Some features of our case, taken together, raised suspicion of a PMD: the consistent pattern and severity of the barking sounds; the fact that they have remained the same over many years without changing or waxing/waning; the strained appearance of the patient when vocalizations happen; the fact that there are no other tics, in particular no facial grimacing and no increased eye blinking; the lack of premonitory sensations; and the inability to suppress movements. However, in our case, the patient had no history of psychiatric comorbidity and the tics did not coexist with other PMDs. Additionally, the vocalizations were not suppressible with distraction maneuvers, a characteristic feature of PMD. One might postulate that it is idiopathic instead of psychogenic. Indeed, there are few descriptions of idiopathic adult-onset tics in the literature.
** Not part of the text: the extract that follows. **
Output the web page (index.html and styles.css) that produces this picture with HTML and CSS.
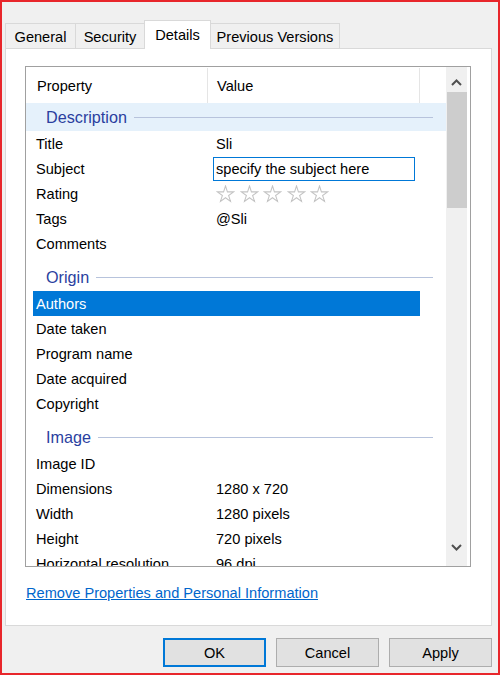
FILE: index.html
```html
<!DOCTYPE html>
<html>
<head>
<meta charset="utf-8">
<link rel="stylesheet" href="styles.css">
</head>
<body>
<div class="window">
  <div class="tabs">
    <div class="tab tab-general">General</div>
    <div class="tab tab-security">Security</div>
    <div class="tab tab-details active">Details</div>
    <div class="tab tab-previous">Previous Versions</div>
  </div>
  <div class="panel">
    <div class="list">
      <div class="list-content">
        <div class="header">
          <div class="hcell hname">Property</div>
          <div class="hcell hvalue">Value</div>
          <div class="hcell hrest"></div>
        </div>
        <div class="group first focused"><span class="gtitle">Description</span><span class="gline"></span></div>
        <div class="row"><div class="name">Title</div><div class="value">Sli</div></div>
        <div class="row"><div class="name">Subject</div><div class="value"><div class="textbox">specify the subject here</div></div></div>
        <div class="row"><div class="name">Rating</div><div class="value stars">
          <svg class="star" viewBox="0 0 20 20"><path d="M10 1 L12.02 7.22 L18.56 7.22 L13.27 11.06 L15.29 17.28 L10 13.44 L4.71 17.28 L6.73 11.06 L1.44 7.22 L7.98 7.22 Z"/></svg>
          <svg class="star" viewBox="0 0 20 20"><path d="M10 1 L12.02 7.22 L18.56 7.22 L13.27 11.06 L15.29 17.28 L10 13.44 L4.71 17.28 L6.73 11.06 L1.44 7.22 L7.98 7.22 Z"/></svg>
          <svg class="star" viewBox="0 0 20 20"><path d="M10 1 L12.02 7.22 L18.56 7.22 L13.27 11.06 L15.29 17.28 L10 13.44 L4.71 17.28 L6.73 11.06 L1.44 7.22 L7.98 7.22 Z"/></svg>
          <svg class="star" viewBox="0 0 20 20"><path d="M10 1 L12.02 7.22 L18.56 7.22 L13.27 11.06 L15.29 17.28 L10 13.44 L4.71 17.28 L6.73 11.06 L1.44 7.22 L7.98 7.22 Z"/></svg>
          <svg class="star" viewBox="0 0 20 20"><path d="M10 1 L12.02 7.22 L18.56 7.22 L13.27 11.06 L15.29 17.28 L10 13.44 L4.71 17.28 L6.73 11.06 L1.44 7.22 L7.98 7.22 Z"/></svg>
        </div></div>
        <div class="row"><div class="name">Tags</div><div class="value">@Sli</div></div>
        <div class="row"><div class="name">Comments</div><div class="value"></div></div>
        <div class="group"><span class="gtitle">Origin</span><span class="gline"></span></div>
        <div class="row selected"><div class="name">Authors</div><div class="value"></div></div>
        <div class="row"><div class="name">Date taken</div><div class="value"></div></div>
        <div class="row"><div class="name">Program name</div><div class="value"></div></div>
        <div class="row"><div class="name">Date acquired</div><div class="value"></div></div>
        <div class="row"><div class="name">Copyright</div><div class="value"></div></div>
        <div class="group"><span class="gtitle">Image</span><span class="gline"></span></div>
        <div class="row"><div class="name">Image ID</div><div class="value"></div></div>
        <div class="row"><div class="name">Dimensions</div><div class="value">1280 x 720</div></div>
        <div class="row"><div class="name">Width</div><div class="value">1280 pixels</div></div>
        <div class="row"><div class="name">Height</div><div class="value">720 pixels</div></div>
        <div class="row"><div class="name">Horizontal resolution</div><div class="value">96 dpi</div></div>
      </div>
      <div class="scrollbar">
        <div class="sb-arrow sb-up">
          <svg width="11" height="7" viewBox="0 0 11 7"><polyline points="1,6 5.5,1.5 10,6" fill="none" stroke="#505050" stroke-width="2"/></svg>
        </div>
        <div class="sb-thumb"></div>
        <div class="sb-track"></div>
        <div class="sb-arrow sb-down">
          <svg width="11" height="7" viewBox="0 0 11 7"><polyline points="1,1 5.5,5.5 10,1" fill="none" stroke="#505050" stroke-width="2"/></svg>
        </div>
      </div>
    </div>
    <a class="link" href="#">Remove Properties and Personal Information</a>
  </div>
  <div class="buttons">
    <div class="btn default">OK</div>
    <div class="btn">Cancel</div>
    <div class="btn">Apply</div>
  </div>
</div>
</body>
</html>
```

FILE: styles.css
```css
html, body {
  margin: 0;
  padding: 0;
}
body {
  font-family: "Liberation Sans", Arial, sans-serif;
  font-size: 14.6px;
  color: #000;
  background: #f0f0f0;
}
.window {
  box-sizing: border-box;
  width: 500px;
  height: 675px;
  border: 2px solid #e8262b;
  background: #f0f0f0;
  display: flex;
  flex-direction: column;
}
.tabs {
  display: flex;
  align-items: flex-end;
  margin-top: 18px;
  padding-left: 3px;
  height: 28px;
}
.tab {
  box-sizing: border-box;
  height: 25px;
  border: 1px solid #d9d9d9;
  border-bottom: none;
  background: #f0f0f0;
  display: flex;
  align-items: center;
  justify-content: center;
  margin-right: -1px;
  padding-top: 2px;
}
.tab-general { width: 71px; }
.tab-security { width: 70px; }
.tab-details { width: 67px; }
.tab-previous { width: 130px; }
.tab.active {
  height: 29px;
  background: #fff;
  margin-bottom: -1px;
  position: relative;
  z-index: 1;
  padding-top: 0;
}
.panel {
  box-sizing: border-box;
  margin-left: 3px;
  width: 487px;
  height: 578px;
  border: 1px solid #d9d9d9;
  background: #fff;
  padding: 17px 0 0 19px;
  display: flex;
  flex-direction: column;
  align-items: flex-start;
}
.list {
  box-sizing: border-box;
  width: 446px;
  height: 501px;
  border: 1px solid #a0a0a0;
  display: flex;
  padding-right: 3px;
  background: #fff;
}
.list-content {
  width: 420px;
  overflow: hidden;
  display: flex;
  flex-direction: column;
  padding-top: 1px;
}
.header {
  display: flex;
  height: 36px;
  flex: none;
}
.hcell {
  box-sizing: border-box;
  display: flex;
  align-items: center;
  height: 36px;
}
.hname {
  width: 181px;
  padding-left: 11px;
}
.hvalue {
  width: 213px;
  padding-left: 9px;
  border-left: 1px solid #e5e5e5;
  border-right: 1px solid #e5e5e5;
}
.hrest {
  flex: 1;
}
.group {
  flex: none;
  height: 28px;
  margin-top: 7px;
  display: flex;
  align-items: center;
  padding-left: 20px;
}
.group.first {
  margin-top: -1px;
}
.group.focused {
  background: #e5f1fb;
}
.gtitle {
  font-size: 16.2px;
  color: #2b3f9f;
}
.gline {
  flex: 1;
  height: 1px;
  background: #b7c3dc;
  margin-left: 7px;
  margin-right: 13px;
}
.row {
  flex: none;
  display: flex;
  align-items: center;
  height: 25px;
  width: 387px;
  margin-left: 7px;
}
.row.selected {
  background: #0078d7;
  color: #fff;
}
.name {
  box-sizing: border-box;
  width: 174px;
  padding-left: 3px;
  white-space: nowrap;
}
.value {
  box-sizing: border-box;
  padding-left: 9px;
  white-space: nowrap;
  display: flex;
  align-items: center;
}
.textbox {
  box-sizing: border-box;
  margin-left: -3px;
  width: 202px;
  height: 24px;
  border: 1px solid #0078d7;
  padding-left: 2px;
  display: flex;
  align-items: center;
}
.stars {
  padding-left: 9px;
  gap: 4.5px;
  margin-top: 2px;
}
.star {
  width: 19px;
  height: 19px;
  fill: #fff;
  stroke: #c4c4c4;
  stroke-width: 1.1;
}
.scrollbar {
  width: 21px;
  background: #f0f0f0;
  display: flex;
  flex-direction: column;
  align-items: center;
}
.sb-arrow {
  height: 25px;
  width: 21px;
  display: flex;
  align-items: center;
  justify-content: center;
  flex: none;
}
.sb-up {
  padding-top: 6px;
  box-sizing: border-box;
}
.sb-down {
  height: 30px;
  padding-bottom: 8px;
  box-sizing: border-box;
}
.sb-thumb {
  width: 20px;
  height: 116px;
  background: #cdcdcd;
  flex: none;
}
.sb-track {
  flex: 1;
}
.link {
  margin-top: 18px;
  margin-left: 1px;
  color: #0066cc;
  text-decoration: underline;
  font-size: 14.6px;
}
.buttons {
  display: flex;
  justify-content: flex-end;
  gap: 10px;
  margin-top: 12px;
  padding-right: 6px;
}
.btn {
  box-sizing: border-box;
  width: 103px;
  height: 29px;
  border: 1px solid #adadad;
  background: #e1e1e1;
  display: flex;
  align-items: center;
  justify-content: center;
}
.btn.default {
  border: 2px solid #0078d7;
}
```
In Chouinard and Ford’s8 series of 411 patients with tic disorders, 22 patients presented for the first time with tic disorders after the age of 21. Seven patients (33.3%) were classified as idiopathic adult-onset tic disorder. A chronic single-tic disorder with phonic tics, as in our case, occurred in only one of their series. Sethi9 has reported seven male patients with adult-onset tic disorders: three of them were idiopathic. In their original reports, they do not consider the possibility of a psychogenic origin for the movements.
In conclusion, psychogenic tics are rare and usually a matter of debate. This case is unique in its late adulthood onset of only phonic tics without other PMDs. The absence of childhood and familial history of tics, the exclusion of secondary causes, and the clinical clues such as inability to suppress the movements and lack of premonitory sensations led us to suspect of a psychogenic origin.
We are thankful to Prof. Kapil Sethi for carefully reviewing our paper and suggesting improvements.
Financial Disclosures: None.
Conflict of Interest: None.
Ethics Statement: All patients that appear on video have provided written informed consent; authorization for the videotaping and for publication of the videotape was provided.